## STATED EXERCISE
State how many lines hold the word "this", with no other words.

## EXERCISE MATERIALS

───

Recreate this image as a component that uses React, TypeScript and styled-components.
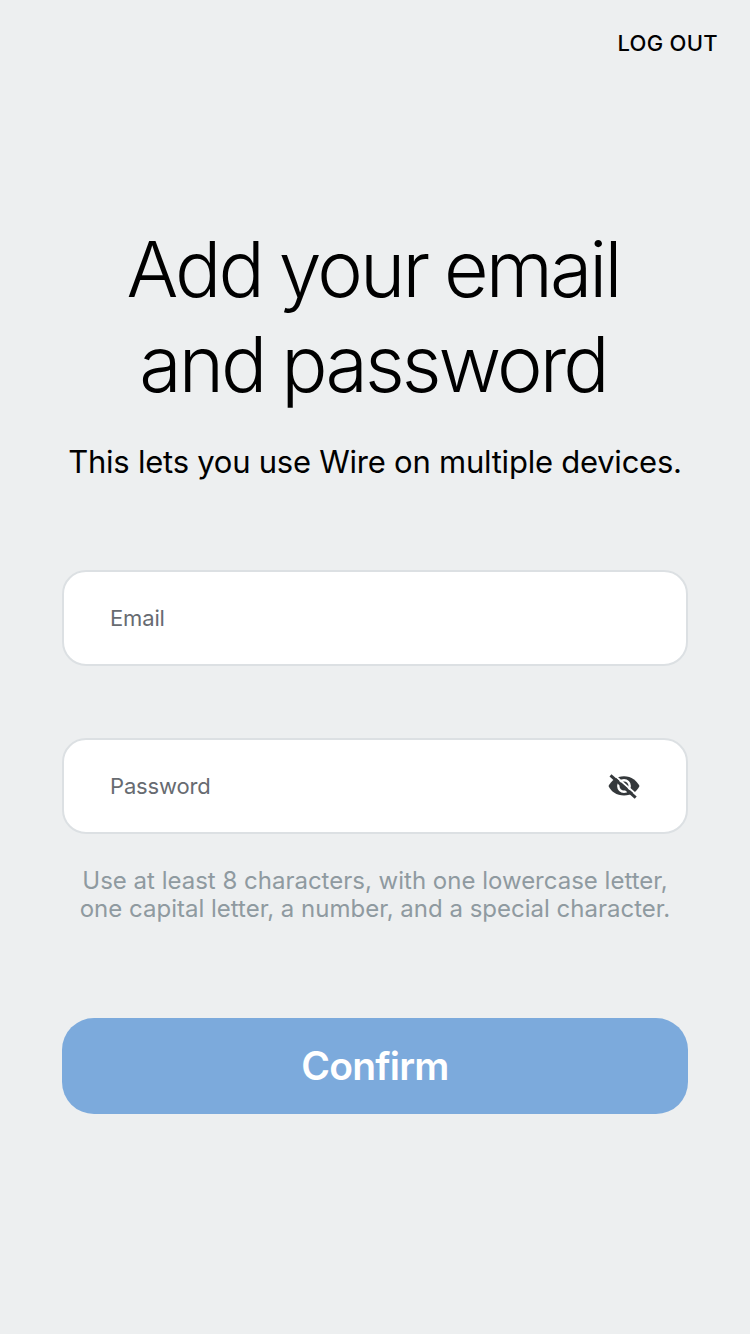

───

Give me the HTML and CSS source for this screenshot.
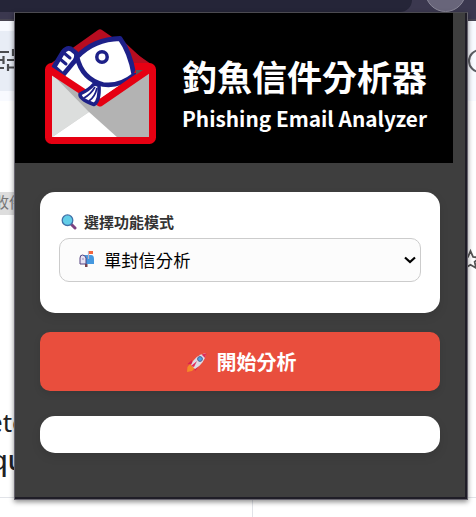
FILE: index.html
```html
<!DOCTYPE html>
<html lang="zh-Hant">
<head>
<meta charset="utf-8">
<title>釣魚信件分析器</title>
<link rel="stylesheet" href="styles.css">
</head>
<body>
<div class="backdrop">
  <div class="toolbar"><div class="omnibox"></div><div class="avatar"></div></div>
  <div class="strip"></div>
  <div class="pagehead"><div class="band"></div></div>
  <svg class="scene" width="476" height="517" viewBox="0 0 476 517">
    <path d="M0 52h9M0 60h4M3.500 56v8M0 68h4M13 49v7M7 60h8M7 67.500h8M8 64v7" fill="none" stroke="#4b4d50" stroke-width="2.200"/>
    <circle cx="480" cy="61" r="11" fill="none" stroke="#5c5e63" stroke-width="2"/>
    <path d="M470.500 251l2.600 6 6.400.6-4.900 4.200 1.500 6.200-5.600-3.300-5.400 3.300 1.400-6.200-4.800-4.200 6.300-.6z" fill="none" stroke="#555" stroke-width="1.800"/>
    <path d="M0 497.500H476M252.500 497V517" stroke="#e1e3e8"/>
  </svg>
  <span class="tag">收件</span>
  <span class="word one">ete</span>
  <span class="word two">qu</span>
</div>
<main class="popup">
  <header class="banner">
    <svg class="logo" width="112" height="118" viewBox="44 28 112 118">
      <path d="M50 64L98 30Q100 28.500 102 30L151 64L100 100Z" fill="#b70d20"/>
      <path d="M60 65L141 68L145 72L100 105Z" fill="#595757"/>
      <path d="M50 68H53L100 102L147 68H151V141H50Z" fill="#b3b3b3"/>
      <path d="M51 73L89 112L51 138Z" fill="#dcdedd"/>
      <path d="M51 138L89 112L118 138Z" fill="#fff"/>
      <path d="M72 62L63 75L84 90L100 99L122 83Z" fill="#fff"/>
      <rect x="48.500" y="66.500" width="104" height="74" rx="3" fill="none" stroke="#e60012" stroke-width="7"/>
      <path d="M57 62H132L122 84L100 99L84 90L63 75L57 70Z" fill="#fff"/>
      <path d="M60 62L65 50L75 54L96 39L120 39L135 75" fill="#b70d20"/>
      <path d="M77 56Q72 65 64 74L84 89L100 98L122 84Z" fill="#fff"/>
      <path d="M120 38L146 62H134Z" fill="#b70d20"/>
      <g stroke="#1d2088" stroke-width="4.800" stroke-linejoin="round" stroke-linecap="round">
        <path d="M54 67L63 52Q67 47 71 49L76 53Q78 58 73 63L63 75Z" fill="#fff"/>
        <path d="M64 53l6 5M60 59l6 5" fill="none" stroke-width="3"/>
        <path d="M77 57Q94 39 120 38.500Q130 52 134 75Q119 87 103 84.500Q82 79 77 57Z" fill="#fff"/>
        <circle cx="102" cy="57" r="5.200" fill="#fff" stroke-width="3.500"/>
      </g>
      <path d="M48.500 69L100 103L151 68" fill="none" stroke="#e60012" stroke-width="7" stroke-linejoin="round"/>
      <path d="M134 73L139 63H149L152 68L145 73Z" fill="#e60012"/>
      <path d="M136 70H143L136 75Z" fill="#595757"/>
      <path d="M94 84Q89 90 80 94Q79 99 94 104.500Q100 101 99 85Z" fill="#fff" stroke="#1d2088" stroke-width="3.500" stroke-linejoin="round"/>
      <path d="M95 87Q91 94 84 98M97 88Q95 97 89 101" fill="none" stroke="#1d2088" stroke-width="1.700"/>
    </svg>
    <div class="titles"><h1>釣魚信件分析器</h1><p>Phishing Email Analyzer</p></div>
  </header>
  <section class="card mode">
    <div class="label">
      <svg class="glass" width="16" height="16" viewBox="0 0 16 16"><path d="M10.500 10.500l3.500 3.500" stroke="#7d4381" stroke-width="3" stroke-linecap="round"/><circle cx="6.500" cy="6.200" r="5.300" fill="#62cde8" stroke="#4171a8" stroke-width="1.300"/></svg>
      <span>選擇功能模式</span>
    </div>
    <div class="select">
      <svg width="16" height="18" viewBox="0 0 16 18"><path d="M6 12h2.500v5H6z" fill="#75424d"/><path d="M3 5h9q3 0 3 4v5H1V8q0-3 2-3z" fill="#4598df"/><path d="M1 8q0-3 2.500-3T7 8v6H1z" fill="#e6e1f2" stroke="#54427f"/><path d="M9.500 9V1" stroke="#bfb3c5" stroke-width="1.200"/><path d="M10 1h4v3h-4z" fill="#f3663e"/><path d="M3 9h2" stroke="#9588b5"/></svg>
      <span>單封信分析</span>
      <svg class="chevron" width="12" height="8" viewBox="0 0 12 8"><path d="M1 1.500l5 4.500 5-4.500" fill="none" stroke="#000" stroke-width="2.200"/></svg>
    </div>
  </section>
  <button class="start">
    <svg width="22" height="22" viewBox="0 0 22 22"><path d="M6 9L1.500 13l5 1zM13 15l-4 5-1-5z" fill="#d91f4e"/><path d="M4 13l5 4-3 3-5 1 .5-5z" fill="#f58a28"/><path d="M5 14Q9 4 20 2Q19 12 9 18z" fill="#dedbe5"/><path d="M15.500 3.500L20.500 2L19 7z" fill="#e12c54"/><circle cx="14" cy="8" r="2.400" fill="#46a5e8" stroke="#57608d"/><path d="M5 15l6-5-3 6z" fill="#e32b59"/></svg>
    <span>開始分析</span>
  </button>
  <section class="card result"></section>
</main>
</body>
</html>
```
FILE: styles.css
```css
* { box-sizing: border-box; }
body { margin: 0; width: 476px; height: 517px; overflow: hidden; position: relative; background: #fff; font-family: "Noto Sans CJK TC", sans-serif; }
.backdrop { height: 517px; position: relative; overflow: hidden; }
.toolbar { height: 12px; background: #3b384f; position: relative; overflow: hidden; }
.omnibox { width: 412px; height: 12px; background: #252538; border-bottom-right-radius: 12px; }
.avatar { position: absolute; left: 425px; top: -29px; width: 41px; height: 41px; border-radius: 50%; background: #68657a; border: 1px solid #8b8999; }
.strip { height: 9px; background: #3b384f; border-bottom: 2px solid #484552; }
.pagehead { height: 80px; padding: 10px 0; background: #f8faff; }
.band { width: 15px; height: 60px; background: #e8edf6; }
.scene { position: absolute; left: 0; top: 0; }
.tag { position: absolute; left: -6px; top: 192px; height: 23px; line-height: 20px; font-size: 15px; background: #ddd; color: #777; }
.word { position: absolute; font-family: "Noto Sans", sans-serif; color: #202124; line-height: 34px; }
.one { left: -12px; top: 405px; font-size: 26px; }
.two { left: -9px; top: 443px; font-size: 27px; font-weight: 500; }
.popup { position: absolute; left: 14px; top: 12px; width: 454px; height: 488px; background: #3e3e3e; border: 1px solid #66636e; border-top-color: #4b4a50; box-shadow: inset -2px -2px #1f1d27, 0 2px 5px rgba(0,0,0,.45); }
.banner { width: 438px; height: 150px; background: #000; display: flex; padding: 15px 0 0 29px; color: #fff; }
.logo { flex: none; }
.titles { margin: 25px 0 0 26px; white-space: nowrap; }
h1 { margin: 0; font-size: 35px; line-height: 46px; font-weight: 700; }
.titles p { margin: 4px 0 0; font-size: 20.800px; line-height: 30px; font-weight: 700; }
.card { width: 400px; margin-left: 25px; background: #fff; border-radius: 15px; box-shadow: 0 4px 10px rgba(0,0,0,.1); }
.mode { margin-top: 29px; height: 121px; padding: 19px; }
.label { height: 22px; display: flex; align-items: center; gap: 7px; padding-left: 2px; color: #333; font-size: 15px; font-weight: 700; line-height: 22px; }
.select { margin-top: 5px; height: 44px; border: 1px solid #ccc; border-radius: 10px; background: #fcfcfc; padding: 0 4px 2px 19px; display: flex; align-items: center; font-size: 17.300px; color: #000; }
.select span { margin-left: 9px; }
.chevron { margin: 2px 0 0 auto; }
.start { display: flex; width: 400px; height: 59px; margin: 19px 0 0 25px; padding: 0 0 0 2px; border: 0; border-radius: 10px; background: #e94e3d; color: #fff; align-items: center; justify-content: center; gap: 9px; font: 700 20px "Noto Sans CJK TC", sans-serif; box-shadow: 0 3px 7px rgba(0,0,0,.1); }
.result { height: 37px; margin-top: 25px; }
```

───

## REPLY TO THE EXERCISE
2